September 30, 2013
After pushing pretty hard against stiff headwinds most of the day we picked up our pilot 2 miles off the breakwater to the entrance of Newcastle Harbour. I wanted to get in to spare the gang a night of being hove-to in 25 knot winds and 5 metre seas. At dusk our pilot boarded after seeing a Chinese Navy ship out. Pania took the wheel and we entered the harbour nicely and the wind dropped down just in time to turn the ship around and get her starboard side to the dock.
Newcastle is a small city with a fine fjord like harbour about 60 miles NNE up along the coast from Sydney to which we will be sailing in a couple days to join in a huge Naval Fleet Review and Tall Ship festival. Picton Castle enjoys the distinction of being both a lovely Class “A” Tall Ship as well as a Royal Navy veteran of the 2nd World War. Yes, Our barque was HMS Picton Castle from August 1939 through December 1945. She may well be that last and only Royal HMS Naval vessel of that war that is still in full time sea-going commission. I mean, apart from the HMS Victory, of course. Good company to keep anyway.

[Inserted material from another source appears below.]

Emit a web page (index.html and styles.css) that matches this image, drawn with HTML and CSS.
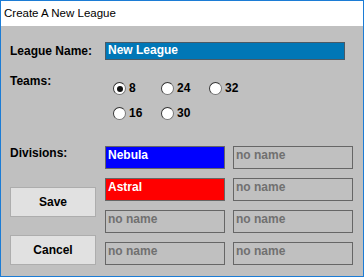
FILE: index.html
```html
<!DOCTYPE html>
<html>
<head>
<meta charset="utf-8">
<link rel="stylesheet" href="styles.css">
</head>
<body>
<div class="window">
  <div class="titlebar">Create A New League</div>
  <div class="content">
    <div class="name-row">
      <div class="label name-label">League Name:</div>
      <div class="name-input">New League</div>
    </div>
    <div class="teams">
      <div class="label teams-label">Teams:</div>
      <div class="radios">
        <div class="radio"><span class="circle checked"></span><span>8</span></div>
        <div class="radio"><span class="circle"></span><span>24</span></div>
        <div class="radio"><span class="circle"></span><span>32</span></div>
        <div class="radio"><span class="circle"></span><span>16</span></div>
        <div class="radio"><span class="circle"></span><span>30</span></div>
      </div>
    </div>
    <div class="divisions">
      <div class="left-col">
        <div class="label">Divisions:</div>
        <div class="btn save">Save</div>
        <div class="btn cancel">Cancel</div>
      </div>
      <div class="div-grid">
        <div class="box blue">Nebula</div>
        <div class="box empty">no name</div>
        <div class="box red">Astral</div>
        <div class="box empty">no name</div>
        <div class="box empty">no name</div>
        <div class="box empty">no name</div>
        <div class="box empty">no name</div>
        <div class="box empty">no name</div>
      </div>
    </div>
  </div>
</div>
</body>
</html>
```
FILE: styles.css
```css
* { box-sizing: border-box; }
html, body { margin: 0; padding: 0; }
body {
  font-family: "Liberation Sans", Arial, sans-serif;
  width: 364px;
  height: 277px;
  overflow: hidden;
}
.window {
  width: 364px;
  height: 277px;
  border: 1px solid #1c7cd5;
  background: #c0c0c0;
}
.titlebar {
  height: 25px;
  background: #ffffff;
  color: #000;
  font-size: 11.5px;
  line-height: 25px;
  padding-left: 3px;
}
.content {
  padding: 16px 0 0 9px;
}
.label {
  font-size: 12px;
  font-weight: bold;
  line-height: 14px;
  color: #000;
}
.name-row {
  display: flex;
  align-items: center;
  height: 18px;
}
.name-label { width: 95px; }
.name-input {
  width: 240px;
  height: 18px;
  background: #0077b7;
  border: 1px solid #4a5a66;
  color: #fff;
  font-size: 12px;
  font-weight: bold;
  line-height: 15px;
  padding-left: 2px;
}
.teams {
  display: flex;
  margin-top: 14px;
}
.teams-label { width: 103px; }
.radios {
  margin-top: 8px;
  display: grid;
  grid-template-columns: repeat(3, 48px);
  row-gap: 12px;
}
.radio {
  display: flex;
  align-items: center;
  gap: 3px;
  height: 13px;
  font-size: 12px;
  font-weight: bold;
  line-height: 13px;
}
.circle {
  width: 13px;
  height: 13px;
  border-radius: 50%;
  border: 1px solid #333;
  border-right-color: #777;
  border-bottom-color: #777;
  background: #fff;
  display: flex;
  align-items: center;
  justify-content: center;
}
.circle.checked::after {
  content: "";
  width: 6px;
  height: 6px;
  border-radius: 50%;
  background: #111;
}
.divisions {
  display: flex;
  margin-top: 26px;
}
.left-col {
  width: 95px;
  display: flex;
  flex-direction: column;
}
.btn {
  width: 86px;
  height: 30px;
  background: #e1e1e1;
  border: 1px solid #adadad;
  font-size: 12px;
  font-weight: bold;
  display: flex;
  align-items: center;
  justify-content: center;
  color: #000;
}
.save { margin-top: 27px; }
.cancel { margin-top: 18px; }
.div-grid {
  display: grid;
  grid-template-columns: 120px 120px;
  grid-auto-rows: 23px;
  column-gap: 8px;
  row-gap: 9px;
}
.box {
  border: 1px solid #666;
  font-size: 12px;
  font-weight: bold;
  line-height: 14px;
  padding: 1px 0 0 2px;
}
.blue { background: #0000ff; color: #fff; }
.red { background: #ff0000; color: #fff; }
.empty { color: #707070; }
```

We are enjoying fine sunny weather here in Newcastle, giving us a good chance to get a little shined up after our almost 3,000 mile passage from the Cook Islands. Topsides always need painting. With all the spray and seas we have not done much in the way of varnish lately. We always want to oil the decks more. And tar the rig, and make sails, and this and that…

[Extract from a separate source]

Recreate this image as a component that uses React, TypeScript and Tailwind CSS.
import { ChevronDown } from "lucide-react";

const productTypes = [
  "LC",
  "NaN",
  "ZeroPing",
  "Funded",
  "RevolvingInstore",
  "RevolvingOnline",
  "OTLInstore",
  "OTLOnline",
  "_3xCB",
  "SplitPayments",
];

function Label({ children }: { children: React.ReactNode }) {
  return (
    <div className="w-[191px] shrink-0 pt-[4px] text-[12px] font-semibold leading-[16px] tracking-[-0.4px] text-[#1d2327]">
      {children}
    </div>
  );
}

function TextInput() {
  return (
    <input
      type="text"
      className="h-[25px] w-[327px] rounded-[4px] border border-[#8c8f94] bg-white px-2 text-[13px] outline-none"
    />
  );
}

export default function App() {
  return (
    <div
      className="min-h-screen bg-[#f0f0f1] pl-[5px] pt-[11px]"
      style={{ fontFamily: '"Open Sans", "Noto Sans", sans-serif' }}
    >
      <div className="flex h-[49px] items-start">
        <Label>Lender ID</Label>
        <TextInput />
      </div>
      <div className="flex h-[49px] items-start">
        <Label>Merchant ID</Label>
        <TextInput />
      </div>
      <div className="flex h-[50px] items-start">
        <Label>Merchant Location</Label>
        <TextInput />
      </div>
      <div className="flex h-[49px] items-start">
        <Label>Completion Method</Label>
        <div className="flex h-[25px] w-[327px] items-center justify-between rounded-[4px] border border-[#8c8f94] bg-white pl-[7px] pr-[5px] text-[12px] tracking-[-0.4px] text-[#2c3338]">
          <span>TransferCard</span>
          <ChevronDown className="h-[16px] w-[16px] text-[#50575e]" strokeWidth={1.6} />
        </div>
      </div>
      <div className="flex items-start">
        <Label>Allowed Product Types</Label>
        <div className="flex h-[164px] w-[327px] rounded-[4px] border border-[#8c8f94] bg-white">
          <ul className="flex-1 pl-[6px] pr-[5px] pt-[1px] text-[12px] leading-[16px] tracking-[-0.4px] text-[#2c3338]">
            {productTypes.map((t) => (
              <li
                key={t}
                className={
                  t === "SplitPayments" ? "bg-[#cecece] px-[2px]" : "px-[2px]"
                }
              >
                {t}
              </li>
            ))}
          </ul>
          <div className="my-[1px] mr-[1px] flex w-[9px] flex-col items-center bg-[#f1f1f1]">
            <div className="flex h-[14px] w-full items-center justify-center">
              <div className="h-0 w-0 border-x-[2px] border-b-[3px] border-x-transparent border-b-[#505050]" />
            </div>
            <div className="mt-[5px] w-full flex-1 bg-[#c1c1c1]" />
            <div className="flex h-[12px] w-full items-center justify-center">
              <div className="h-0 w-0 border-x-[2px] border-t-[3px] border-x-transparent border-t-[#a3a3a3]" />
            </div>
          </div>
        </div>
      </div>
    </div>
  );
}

We have also had a particularly pleasant surprise here in Newcastle. As we were making fast to the quay, a family came down and gave us a picture of their grandfather, Alan Harries, who had sailed in the Picton Castle as a 12 year old boy in 1937 while fishing in the North Sea out of Swansea, Wales. We have run into former Picton Castle crew in Ireland, Wales, England and Norway, and now Australia! This is a great treat for us aboard to meet these former crew and their families and show them their ship again. Alan Harries as a 12 year old boy is in the bottom left corner of the photo that accompanies this log, which was taken aboard the Picton Castle in 1937
The lovely barkentine Spirit of New Zealand sailed in a day after us, looking good. She will be joining us on the sail into Sydney.
We are enjoying stretching our legs, getting laundry done and being moored in a superb and secure harbour after months and months of South Pacific adventure – which we will be returning to very soon when after about a month enjoying New Zealand we will sail east bound for Pitcairn Island in early December.